China’s close ties with Russia theoretically created a “strategic trilemma” for Beijing, potentially clashing with its other foreign policy principles, such as protection of states’ sovereignty, and with other important economic relationships with the US, Europe and elsewhere, he said.

“But they are clearly privileging their alignment with Russia and pursuing something I would call pro-Russia neutrality.”

Beijing has been here before. Both in 2008, when Russia sent troops into Georgia, and in 2014, when Moscow annexed Crimea, Beijing avoided directly backing Russia’s actions but also refused to criticise them.

“China and Russia handle their partnership on two levels. On one level is rather non-committal rhetoric about conflicts in each other’s neighbourhoods, and on another is the strong alignment when it comes to great power competition,” said Alexander Korolev, a lecturer the University of New South Wales who researches the China-Russia relationship.

“There is a stronger rhetorical support from China for Russia in its resistance against Nato expansion this time.”

A volunteer guards a main road leading into Kyiv © AFP via Getty Images

Some western analysts believe that starting a war in Europe may put too great a strain on the partnership to keep up this pragmatic pattern.

“Russia does have a penchant for destabilising actions, while China has this desire to rise to great power status on its reputation for prudence and stability,” Andrea Kendall-Taylor, senior fellow at the Center for a New American Security and a former intelligence officer working on Russia, said at a debate this week.

She added this contradiction might introduce fissures in the relationship. “So far it has deepened without any side having to incur any cost for the other.
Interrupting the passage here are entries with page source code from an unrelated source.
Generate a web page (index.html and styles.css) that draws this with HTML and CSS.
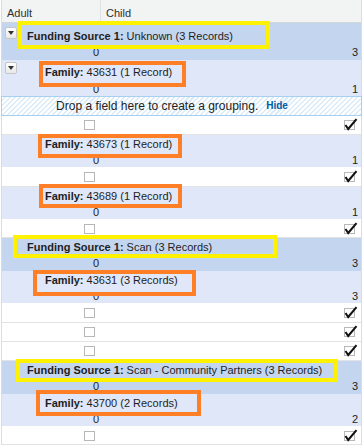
FILE: index.html
```html
<!DOCTYPE html>
<html lang="en">
<head>
<meta charset="utf-8">
<title>Report</title>
<link rel="stylesheet" href="styles.css">
</head>
<body>
<div class="report">
  <div class="head">
    <div class="hc hc-adult">Adult</div>
    <div class="hc">Child</div>
  </div>

  <div class="sub g open-g">
    <div class="lbl-line">
      <span class="toggle"><svg width="6" height="4" viewBox="0 0 6 4"><polygon points="0,0 6,0 3,4" fill="#333"/></svg></span>
      <span class="lbl hl-y hl-y1"><b>Funding Source 1:</b> Unknown (3 Records)</span>
    </div>
    <div class="nums"><span>0</span><span>3</span></div>
  </div>

  <div class="sub f open-f">
    <div class="lbl-line">
      <span class="toggle"><svg width="6" height="4" viewBox="0 0 6 4"><polygon points="0,0 6,0 3,4" fill="#333"/></svg></span>
      <span class="lbl hl-o hl-o1"><b>Family:</b> 43631 (1 Record)</span>
    </div>
    <div class="nums"><span>0</span><span>1</span></div>
  </div>

  <div class="drop">Drop a field here to create a grouping.<a href="#">Hide</a></div>

  <div class="det">
    <svg class="cb" width="12" height="13" viewBox="0 0 12 13"><rect x="0.5" y="2.5" width="10" height="9" fill="none" stroke="#6e6e6e" stroke-dasharray="1 1"/></svg>
    <svg class="cb" width="14" height="13" viewBox="0 0 14 13"><rect x="0.5" y="2.5" width="10" height="9" fill="none" stroke="#6e6e6e" stroke-dasharray="1 1"/><path d="M1.5 7 L4.2 11 L12.5 1.2" fill="none" stroke="#111" stroke-width="2"/></svg>
  </div>

  <div class="sub f">
    <div class="lbl-line">
      <span class="lbl hl-o hl-o2"><b>Family:</b> 43673 (1 Record)</span>
    </div>
    <div class="nums"><span>0</span><span>1</span></div>
  </div>

  <div class="det">
    <svg class="cb" width="12" height="13" viewBox="0 0 12 13"><rect x="0.5" y="2.5" width="10" height="9" fill="none" stroke="#6e6e6e" stroke-dasharray="1 1"/></svg>
    <svg class="cb" width="14" height="13" viewBox="0 0 14 13"><rect x="0.5" y="2.5" width="10" height="9" fill="none" stroke="#6e6e6e" stroke-dasharray="1 1"/><path d="M1.5 7 L4.2 11 L12.5 1.2" fill="none" stroke="#111" stroke-width="2"/></svg>
  </div>

  <div class="sub f">
    <div class="lbl-line">
      <span class="lbl hl-o hl-o3"><b>Family:</b> 43689 (1 Record)</span>
    </div>
    <div class="nums"><span>0</span><span>1</span></div>
  </div>

  <div class="det">
    <svg class="cb" width="12" height="13" viewBox="0 0 12 13"><rect x="0.5" y="2.5" width="10" height="9" fill="none" stroke="#6e6e6e" stroke-dasharray="1 1"/></svg>
    <svg class="cb" width="14" height="13" viewBox="0 0 14 13"><rect x="0.5" y="2.5" width="10" height="9" fill="none" stroke="#6e6e6e" stroke-dasharray="1 1"/><path d="M1.5 7 L4.2 11 L12.5 1.2" fill="none" stroke="#111" stroke-width="2"/></svg>
  </div>

  <div class="sub g">
    <div class="lbl-line">
      <span class="lbl hl-y hl-y2"><b>Funding Source 1:</b> Scan (3 Records)</span>
    </div>
    <div class="nums"><span>0</span><span>3</span></div>
  </div>

  <div class="sub f">
    <div class="lbl-line">
      <span class="lbl hl-o hl-o4"><b>Family:</b> 43631 (3 Records)</span>
    </div>
    <div class="nums"><span>0</span><span>3</span></div>
  </div>

  <div class="det">
    <svg class="cb" width="12" height="13" viewBox="0 0 12 13"><rect x="0.5" y="2.5" width="10" height="9" fill="none" stroke="#6e6e6e" stroke-dasharray="1 1"/></svg>
    <svg class="cb" width="14" height="13" viewBox="0 0 14 13"><rect x="0.5" y="2.5" width="10" height="9" fill="none" stroke="#6e6e6e" stroke-dasharray="1 1"/><path d="M1.5 7 L4.2 11 L12.5 1.2" fill="none" stroke="#111" stroke-width="2"/></svg>
  </div>
  <div class="det">
    <svg class="cb" width="12" height="13" viewBox="0 0 12 13"><rect x="0.5" y="2.5" width="10" height="9" fill="none" stroke="#6e6e6e" stroke-dasharray="1 1"/></svg>
    <svg class="cb" width="14" height="13" viewBox="0 0 14 13"><rect x="0.5" y="2.5" width="10" height="9" fill="none" stroke="#6e6e6e" stroke-dasharray="1 1"/><path d="M1.5 7 L4.2 11 L12.5 1.2" fill="none" stroke="#111" stroke-width="2"/></svg>
  </div>
  <div class="det">
    <svg class="cb" width="12" height="13" viewBox="0 0 12 13"><rect x="0.5" y="2.5" width="10" height="9" fill="none" stroke="#6e6e6e" stroke-dasharray="1 1"/></svg>
    <svg class="cb" width="14" height="13" viewBox="0 0 14 13"><rect x="0.5" y="2.5" width="10" height="9" fill="none" stroke="#6e6e6e" stroke-dasharray="1 1"/><path d="M1.5 7 L4.2 11 L12.5 1.2" fill="none" stroke="#111" stroke-width="2"/></svg>
  </div>

  <div class="sub g">
    <div class="lbl-line">
      <span class="lbl hl-y hl-y3"><b>Funding Source 1:</b> Scan - Community Partners (3 Records)</span>
    </div>
    <div class="nums"><span>0</span><span>3</span></div>
  </div>

  <div class="sub f">
    <div class="lbl-line">
      <span class="lbl hl-o hl-o5"><b>Family:</b> 43700 (2 Records)</span>
    </div>
    <div class="nums"><span>0</span><span>2</span></div>
  </div>

  <div class="det">
    <svg class="cb" width="12" height="13" viewBox="0 0 12 13"><rect x="0.5" y="2.5" width="10" height="9" fill="none" stroke="#6e6e6e" stroke-dasharray="1 1"/></svg>
    <svg class="cb" width="14" height="13" viewBox="0 0 14 13"><rect x="0.5" y="2.5" width="10" height="9" fill="none" stroke="#6e6e6e" stroke-dasharray="1 1"/><path d="M1.5 7 L4.2 11 L12.5 1.2" fill="none" stroke="#111" stroke-width="2"/></svg>
  </div>
</div>
</body>
</html>
```

FILE: styles.css
```css
html, body {
  margin: 0;
  padding: 0;
  background: #fff;
}

body {
  font-family: "Liberation Sans", Arial, sans-serif;
  font-size: 11px;
  line-height: 14px;
  color: #1e1e1e;
}

.report {
  margin-left: 1px;
  width: 359px;
  border-left: 1px solid #dcdcdc;
  border-right: 1px solid #dcdcdc;
}

/* header */
.head {
  display: grid;
  grid-template-columns: 99px 1fr;
  height: 23px;
  box-sizing: border-box;
  background: #f2f3f3;
  border-bottom: 1px solid #d4d7d8;
  color: #2f2f2f;
}

.hc {
  padding: 6px 0 2px 5px;
}

.hc-adult {
  border-right: 1px solid #dfe2e3;
}

/* summary rows */
.sub {
  height: 32.5px;
  box-sizing: border-box;
  padding-top: 2px;
}

.sub.g { background: #c4d5ef; }
.sub.f { background: #dfe7f8; }

.sub.open-g { height: 37px; padding-top: 6px; }
.sub.open-f { height: 36px; padding-top: 5px; }

.lbl-line {
  display: grid;
  grid-template-columns: 25px auto;
  justify-content: start;
  height: 14px;
}

.f .lbl-line { grid-template-columns: 43px auto; }

.toggle {
  grid-column: 1;
  align-self: start;
  margin: -2px 0 0 3px;
  width: 12px;
  height: 12px;
  box-sizing: border-box;
  border: 1px solid #c6c6c6;
  border-radius: 2px;
  background: linear-gradient(#ffffff, #e8e8e8);
  display: flex;
  align-items: center;
  justify-content: center;
}

.open-f .toggle { margin-top: -3px; }

.toggle svg { display: block; }

.lbl {
  grid-column: 2;
  position: relative;
  white-space: nowrap;
}

.lbl b { font-weight: bold; }

/* hand-drawn annotation boxes */
.lbl::after {
  content: "";
  position: absolute;
  border: 4px solid transparent;
  z-index: 2;
  pointer-events: none;
}

.hl-y::after { border-color: #fff200; }
.hl-o::after { border-color: #ff7f27; }

.hl-y1::after { top: -8px; bottom: -6px; left: -9px; right: -37px; }
.hl-y2::after { top: -5px; bottom: -4px; left: -14px; right: -65px; }
.hl-y3::after { top: -4px; bottom: -5px; left: -11px; right: -16px; }
.hl-o1::after { top: -4px; bottom: -8px; left: -6px; right: -14px; }
.hl-o2::after { top: -3px; bottom: -7px; left: -7px; right: -10px; }
.hl-o3::after { top: -5px; bottom: -5px; left: -6px; right: -10px; }
.hl-o4::after { top: -3px; bottom: -9px; left: -12px; right: -18px; }
.hl-o5::after { top: -6px; bottom: -6px; left: -9px; right: -23px; }

.nums {
  display: grid;
  grid-template-columns: 99px 1fr;
  margin-top: 2px;
  text-align: right;
}

.open-f .nums { margin-top: 3px; }

.nums span:first-child { padding-right: 2px; }
.nums span:last-child { padding-right: 3px; }

/* drop zone */
.drop {
  margin: 0 -1px;
  height: 19.5px;
  box-sizing: border-box;
  border: 1px solid #a6cff0;
  background: repeating-linear-gradient(135deg, #ffffff 0 2px, #dcecf8 2px 3.5px);
  display: flex;
  align-items: center;
  justify-content: center;
  padding-right: 19px;
  font-size: 12px;
  color: #222;
}

.drop a {
  margin-left: 8px;
  font-size: 10px;
  font-weight: bold;
  color: #015ba7;
  text-decoration: none;
}

/* detail rows */
.det {
  display: grid;
  grid-template-columns: 99px 1fr;
  height: 19.25px;
  box-sizing: border-box;
  border-bottom: 1px solid #e3e3e3;
  align-items: center;
  justify-items: end;
}

.cb { display: block; }
.det .cb:first-child { margin-right: 5px; }
.det .cb:last-child { margin-right: 3px; }
```
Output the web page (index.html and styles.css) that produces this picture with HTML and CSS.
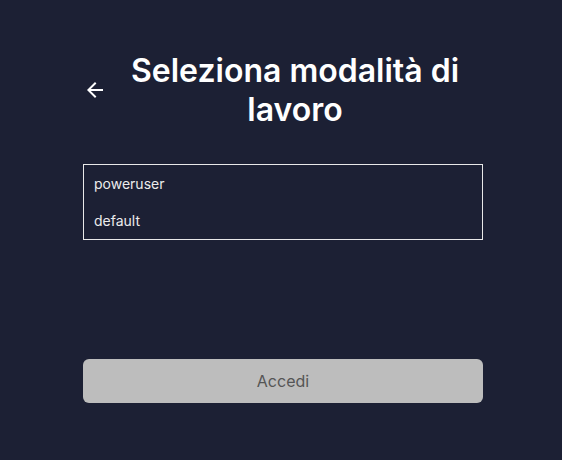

That is going to be put to the test in this case,” she said.

Until the eve of the attack, Chinese state media was still calling US warnings of a Russian invasion disinformation. “It was a shock to wake up to [the invasion] because we still thought that he was bluffing,” a Chinese diplomat said, referring to Vladimir Putin, the Russian president.

“There is an element of surprise in the expert community and among the public about the mode and scale of Russia’s action,” said Zhang Xin, a Russia expert at East China Normal University. “It is possible that more concrete information was exchanged between the two leaders.”

Zhang said it was “slightly embarrassing” for the government to reiterate principles, such as respect for territorial integrity, while accommodating Russia’s military action and also being at odds with Chinese interests such as the aim for common development and prosperity in Eurasia.

But this seemed to be a minor concern for Beijing. “No matter how much bloodshed we see in this conflict, unless it becomes an all-out regional war and great powers get pulled in, I don’t think it will have an impact on China’s bilateral ties with Russia,” Zhang said.

One reason is the personal stamp Putin and China’s Xi Jinping have put on the relationship.

“There is definitely some personal rapport and chemistry between them, to the extent that you could almost speak of a personal alliance,” said Artyom Lukin, an associate professor at Far Eastern Federal University in Vladivostok, who believed Putin informed Xi of his plans.

“Putin is not completely mad — he must have understood that he needed support from China on this. Moreover, not informing Xi could have been a personal affront.”

Analysts also said Xi had shown a higher acceptance of risk and friction in foreign policy during his nearly nine years in office than his immediate predecessors, reflected in his pursuit of a more confrontational and assertive stance in disputes with neighbours. This made Putin’s actions more palatable to him.

Sanctions may be a more serious test. China is expected to offer Russia respite, for example by increasing commodities trade through state-owned policy banks that have less trouble circumventing US sanctions.

“Look to North Korea for reference: All trade with them is banned under international sanctions and yet China accounts for 95 per cent of their foreign trade,” Lukin said.

This week, China removed restrictions on imports of Russian grain, opening up another source of agricultural export revenues just as Moscow faced new western sanctions.

In Washington, policy experts therefore believe that only raising the cost of backing Russia could make China think again.

“I don’t think Beijing is terribly uncomfortable with Putin’s play. So if you want to change that calculus, you have to change the pay-off,” said Yun Sun, director of the China programme at the Stimson Centre.

“If Russia works with Chinese financiers, in order to block that channel, the US needs to increase the cost for China Eximbank and China Development Bank,” she added.

But for now, western governments have their hands full with responding to Russia’s invasion. “The Russia conversation is moving fast,” Medeiros said. “But the ‘what do we do about the Russia-China relationship’ conversation — it has started, but it has not reached terminal velocity.”